As I understand it, the hot hatch was born out of the necessity of the hoi polloi to go as fast as the posh people. The plebs were sick of standing next to the road watching the middle classes fly by at speeds they could only dream of. Something needed to be done, so Volkswagen - in its infinite wisdom - built the very first Golf GTI.
The Golf GTI is still with us, but it’s no longer the preserve of the working-class hero. Somewhere along the line it moved up the social-class ladder and became a symbol of success to mid-level managers across the globe. It’s no one’s fault, really. It’s the natural progression of things, but it has left a nice exposed gap for other manufacturers to fill.
In many ways I’m glad the Golf took a step up. If it didn’t, some of my favourite cars wouldn’t exist. The Polo GTI, Citroën DS3, Suzuki Swift Sport and Peugeot 208 GTI (featured on the front page) would have never seen the light of day.
The Ford is my favourite out of the bunch. Retailing at R254 500, it places the power - a whopping 134kW and 240Nm of it - back in the hands of the people.
That’s an impressive amount of power for such a small car. The result is ridiculously exciting, to say the least. Ford claims a zero to 100km/h acceleration time of 6.9 seconds and a top speed somewhere north of 200km/h. I can’t confirm any of this, but I can tell you that it certainly feels like a sub-seven-second car. It’s very eager to get away from the lights, chirping its front tyres even when you don’t intend to drive it like a thug.
It gets even better when you show it a corner. Drop it down a cog or two, which is a pleasing experience in itself thanks to a snappy six-speed manual, and fling it into the bend. The ST rewards you by cornering as flat as a sheet of A4 paper, leaving you with the healthy glow of a man whose ego has just been inflated a few millimetres. The Fiesta is very good at making its driver feel like a hero.
From the outside, I like to think the driver looks the part as well. The ST model has a number of interior and exterior style upgrades (spoilers, 17-inch alloys, unique foot pedals and Recaro seats) that make it stand out from lesser Fiesta models. You can also have it in a colour called Molten Orange, which is an absolute must-have if you want the ST to look fast even when it’s parked in the driveway.

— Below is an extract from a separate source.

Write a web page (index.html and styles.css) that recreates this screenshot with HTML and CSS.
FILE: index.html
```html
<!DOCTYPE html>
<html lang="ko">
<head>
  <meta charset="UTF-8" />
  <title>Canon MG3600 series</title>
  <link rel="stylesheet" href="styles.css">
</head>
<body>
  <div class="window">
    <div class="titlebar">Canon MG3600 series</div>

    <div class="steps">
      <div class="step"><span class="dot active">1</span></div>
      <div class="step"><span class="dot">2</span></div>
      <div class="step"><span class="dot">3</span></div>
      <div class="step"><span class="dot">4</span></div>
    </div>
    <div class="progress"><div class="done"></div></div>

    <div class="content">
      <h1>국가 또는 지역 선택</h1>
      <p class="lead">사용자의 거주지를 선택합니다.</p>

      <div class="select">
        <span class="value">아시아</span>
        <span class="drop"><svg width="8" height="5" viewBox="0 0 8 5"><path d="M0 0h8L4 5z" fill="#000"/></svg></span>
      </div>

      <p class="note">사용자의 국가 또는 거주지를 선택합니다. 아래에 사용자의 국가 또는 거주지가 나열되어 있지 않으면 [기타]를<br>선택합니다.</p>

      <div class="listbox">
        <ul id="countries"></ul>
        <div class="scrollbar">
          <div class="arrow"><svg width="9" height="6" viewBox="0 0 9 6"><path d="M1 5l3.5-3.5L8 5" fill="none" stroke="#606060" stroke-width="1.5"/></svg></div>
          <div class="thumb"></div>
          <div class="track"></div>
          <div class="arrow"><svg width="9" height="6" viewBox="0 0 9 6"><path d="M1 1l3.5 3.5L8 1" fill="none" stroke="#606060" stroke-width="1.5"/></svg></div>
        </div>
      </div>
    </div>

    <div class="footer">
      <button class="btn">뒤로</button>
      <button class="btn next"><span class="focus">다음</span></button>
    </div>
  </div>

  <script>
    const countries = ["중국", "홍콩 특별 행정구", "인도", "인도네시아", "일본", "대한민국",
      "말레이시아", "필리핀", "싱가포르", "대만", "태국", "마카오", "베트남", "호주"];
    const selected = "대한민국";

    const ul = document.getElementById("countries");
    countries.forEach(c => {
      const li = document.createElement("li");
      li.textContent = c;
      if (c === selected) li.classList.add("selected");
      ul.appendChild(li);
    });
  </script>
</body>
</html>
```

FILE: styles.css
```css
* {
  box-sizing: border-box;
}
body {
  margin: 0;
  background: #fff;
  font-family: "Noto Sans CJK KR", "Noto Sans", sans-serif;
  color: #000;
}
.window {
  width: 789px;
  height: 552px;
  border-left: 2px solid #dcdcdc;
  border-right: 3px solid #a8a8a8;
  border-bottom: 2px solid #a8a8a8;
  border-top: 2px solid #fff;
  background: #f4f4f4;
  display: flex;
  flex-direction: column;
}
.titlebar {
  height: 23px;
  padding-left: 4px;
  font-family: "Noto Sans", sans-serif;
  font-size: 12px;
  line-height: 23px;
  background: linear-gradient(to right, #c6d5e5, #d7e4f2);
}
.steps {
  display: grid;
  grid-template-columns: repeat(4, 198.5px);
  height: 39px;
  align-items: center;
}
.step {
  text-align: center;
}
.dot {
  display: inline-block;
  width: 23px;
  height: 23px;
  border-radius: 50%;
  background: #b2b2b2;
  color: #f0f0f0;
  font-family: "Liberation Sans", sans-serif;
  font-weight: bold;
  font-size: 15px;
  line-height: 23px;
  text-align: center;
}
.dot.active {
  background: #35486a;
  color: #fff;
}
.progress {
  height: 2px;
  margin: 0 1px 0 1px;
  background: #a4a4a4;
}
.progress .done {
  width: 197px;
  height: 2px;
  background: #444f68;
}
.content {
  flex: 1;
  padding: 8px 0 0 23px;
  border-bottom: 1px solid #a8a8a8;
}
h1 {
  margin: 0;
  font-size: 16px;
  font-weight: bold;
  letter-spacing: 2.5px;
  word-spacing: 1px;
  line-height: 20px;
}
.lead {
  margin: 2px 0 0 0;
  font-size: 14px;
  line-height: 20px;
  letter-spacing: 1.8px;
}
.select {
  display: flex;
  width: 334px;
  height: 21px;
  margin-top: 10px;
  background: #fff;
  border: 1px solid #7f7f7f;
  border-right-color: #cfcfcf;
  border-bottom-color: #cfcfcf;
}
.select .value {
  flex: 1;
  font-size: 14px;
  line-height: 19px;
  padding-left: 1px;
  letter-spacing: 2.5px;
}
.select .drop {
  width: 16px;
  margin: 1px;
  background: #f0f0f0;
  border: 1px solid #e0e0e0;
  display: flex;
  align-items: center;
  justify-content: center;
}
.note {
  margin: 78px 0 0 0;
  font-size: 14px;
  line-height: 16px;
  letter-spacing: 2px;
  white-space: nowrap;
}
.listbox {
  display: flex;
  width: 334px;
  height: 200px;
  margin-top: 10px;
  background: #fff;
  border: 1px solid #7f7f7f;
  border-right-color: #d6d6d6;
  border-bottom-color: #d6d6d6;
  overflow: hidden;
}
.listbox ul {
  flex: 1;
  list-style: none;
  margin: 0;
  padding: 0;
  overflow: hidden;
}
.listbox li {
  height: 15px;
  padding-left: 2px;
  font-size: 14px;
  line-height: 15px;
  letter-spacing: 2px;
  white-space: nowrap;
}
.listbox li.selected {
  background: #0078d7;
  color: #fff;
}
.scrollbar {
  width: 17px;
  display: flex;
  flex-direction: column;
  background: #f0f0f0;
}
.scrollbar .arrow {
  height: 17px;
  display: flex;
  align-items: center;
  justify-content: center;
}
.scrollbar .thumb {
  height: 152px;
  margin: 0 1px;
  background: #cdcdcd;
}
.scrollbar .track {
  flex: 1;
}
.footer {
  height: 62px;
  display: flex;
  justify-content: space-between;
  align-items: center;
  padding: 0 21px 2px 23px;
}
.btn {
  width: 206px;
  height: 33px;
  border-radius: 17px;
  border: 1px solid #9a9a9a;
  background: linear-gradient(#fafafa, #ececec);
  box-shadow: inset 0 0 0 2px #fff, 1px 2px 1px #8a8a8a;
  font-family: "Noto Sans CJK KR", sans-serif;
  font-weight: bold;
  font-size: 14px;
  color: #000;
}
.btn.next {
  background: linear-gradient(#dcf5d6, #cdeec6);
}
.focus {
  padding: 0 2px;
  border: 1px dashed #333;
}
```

It may sound like Ford spent the entire budget on the performance and style upgrades, but you get a decent amount of kit as standard as well. The comfort and convenience features include keyless entry, SYNC system with Bluetooth and voice control, a Sony sound system with six speakers and USB/Aux inputs and steering-wheel-mounted audio controls. Ford’s brilliant MyKey system, which allows you to set speed limits and the like for one specific key, is also included as standard.
The only real gripe I have is the three-door format. It looks fantastic, but it has a drastic effect on the day-to-day usability of the car. On the other hand, it’s a small sacrifice to make if you want a car that will likely be remember as one of the best in Ford’s history.